MIT Scientists turned Matter into an invisible form
What if we could turn something invisible? maybe that’s just a fantasy. But no more.
In 1995 Austrian physicist Wolfgang Pauli predicted that if you could make a cloud of gas cold and dense enough, you can make it into invisible form. Now, this is possible by a peculiar effect called Pauli Blocking.
Scientists from MIT(Massachusetts Institute of Technology) demonstrated this Pauli Blocking by experimenting with lasers and lithium gas.
They used blue laser light to compress and squeeze lithium gas.
The experiment is held at an extremely cold temperature so that the atoms in lithium gas can turn extremely cold.
According to Pauli Exclusion Principle, When the temperature and density are low enough, atoms in lithium gas scatter less light and it’ll become more transparent.
Based on words from MIT Scientists, If we could cool the atoms to -273.15 degrees Celsius, it’ll become invisible and nearly 100% transparent.

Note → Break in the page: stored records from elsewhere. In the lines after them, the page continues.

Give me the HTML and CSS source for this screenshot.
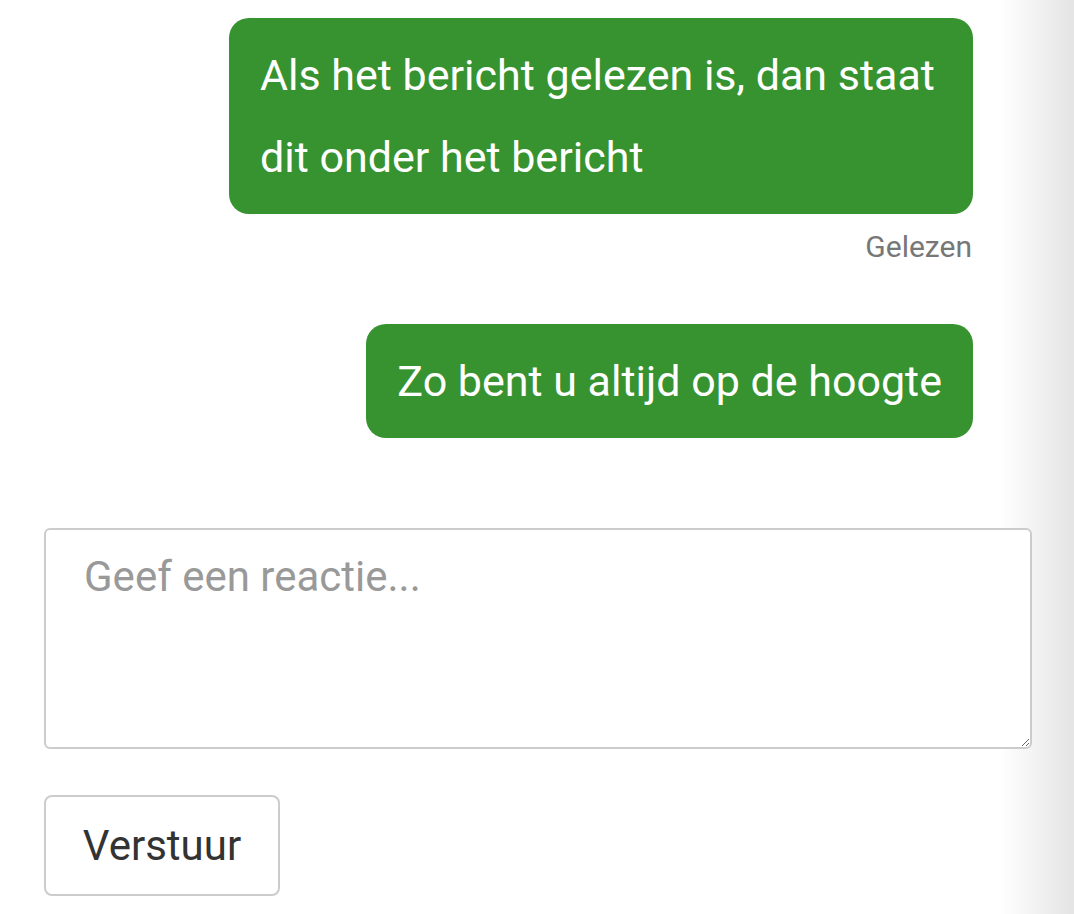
FILE: index.html
```html
<!DOCTYPE html>
<html lang="nl">
  <head>
    <meta charset="UTF-8" />
    <meta name="viewport" content="width=device-width, initial-scale=1.0" />
    <title>Berichten</title>
    <link rel="stylesheet" href="styles.css">
  </head>
  <body>
    <main class="chat">
      <div class="messages">
        <div class="message">
          <div class="bubble">Als het bericht gelezen is, dan staat dit onder het bericht</div>
          <div class="status">Gelezen</div>
        </div>
        <div class="message">
          <div class="bubble">Zo bent u altijd op de hoogte</div>
        </div>
      </div>

      <form id="replyForm" class="reply">
        <textarea id="reply" name="reply" placeholder="Geef een reactie..."></textarea>
        <button type="submit">Verstuur</button>
      </form>
    </main>
  </body>
</html>
```

FILE: styles.css
```css
body {
  margin: 0;
  font-family: Roboto, "Liberation Sans", sans-serif;
  background: linear-gradient(to right, #fff 1000px, #e4e4e4 1074px);
  min-height: 914px;
}
.chat {
  padding: 18px 42px 0 44px;
}
.messages {
  display: flex;
  flex-direction: column;
  align-items: flex-end;
  padding-right: 59px;
}
.message {
  display: flex;
  flex-direction: column;
  align-items: flex-end;
  max-width: 744px;
  margin-bottom: 26px;
}
.bubble {
  background-color: #379230;
  color: #fff;
  font-size: 43px;
  line-height: 82px;
  padding: 16px 31px;
  border-radius: 20px;
}
.status {
  margin-top: 15px;
  font-size: 30px;
  line-height: 36px;
  color: #777;
  padding-right: 1px;
  margin-bottom: 33px;
}
.reply {
  margin-top: 64px;
}
textarea {
  display: block;
  box-sizing: border-box;
  width: 100%;
  height: 221px;
  padding: 22px 38px;
  border: 2px solid #ccc;
  border-radius: 6px;
  font-family: inherit;
  font-size: 42px;
  line-height: 1.2;
  color: #333;
  margin-bottom: 46px;
}
textarea::placeholder {
  color: #999;
}
button {
  box-sizing: border-box;
  width: 236px;
  height: 101px;
  padding: 0;
  background-color: #fff;
  border: 2px solid #ccc;
  border-radius: 8px;
  font-family: inherit;
  font-size: 42px;
  color: #333;
  cursor: pointer;
}
button:hover {
  background-color: #f5f5f5;
}
```
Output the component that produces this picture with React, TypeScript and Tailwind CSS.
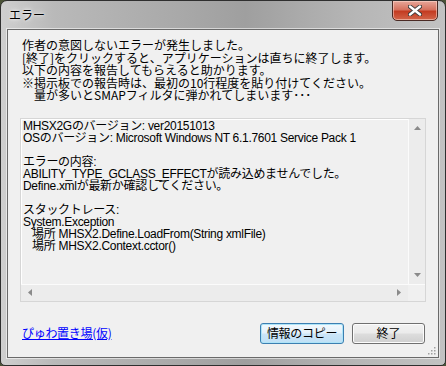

Professor of Physics at MIT John D. Arthur said:
“What we’ve observed is one very special and simple form of Pauli blocking, which is that it prevents an atom from what all atoms would naturally do: scatter light. This is the first clear observation that this effect exists, and it shows a new phenomenon in physics.”
Researchers calibrated and modulated photons in the laser beam to make the photons collide with atoms accurately.
This will slow down those atoms. After that, atoms are cooled down to 20 microkelvins.
This breakthrough in science will improve the efficiency of quantum computers and regulate data loss.
In Quantum computers, information is carried by packets of photons(light). So scattering of light had been a headache for developers over past decades. And now, With the help of this Pauli Blocking Quantum Effect, we can prevent data loss by suppressing the scattering of light.
Fund for the research was financed by the National Science Foundation and the Department of Defense.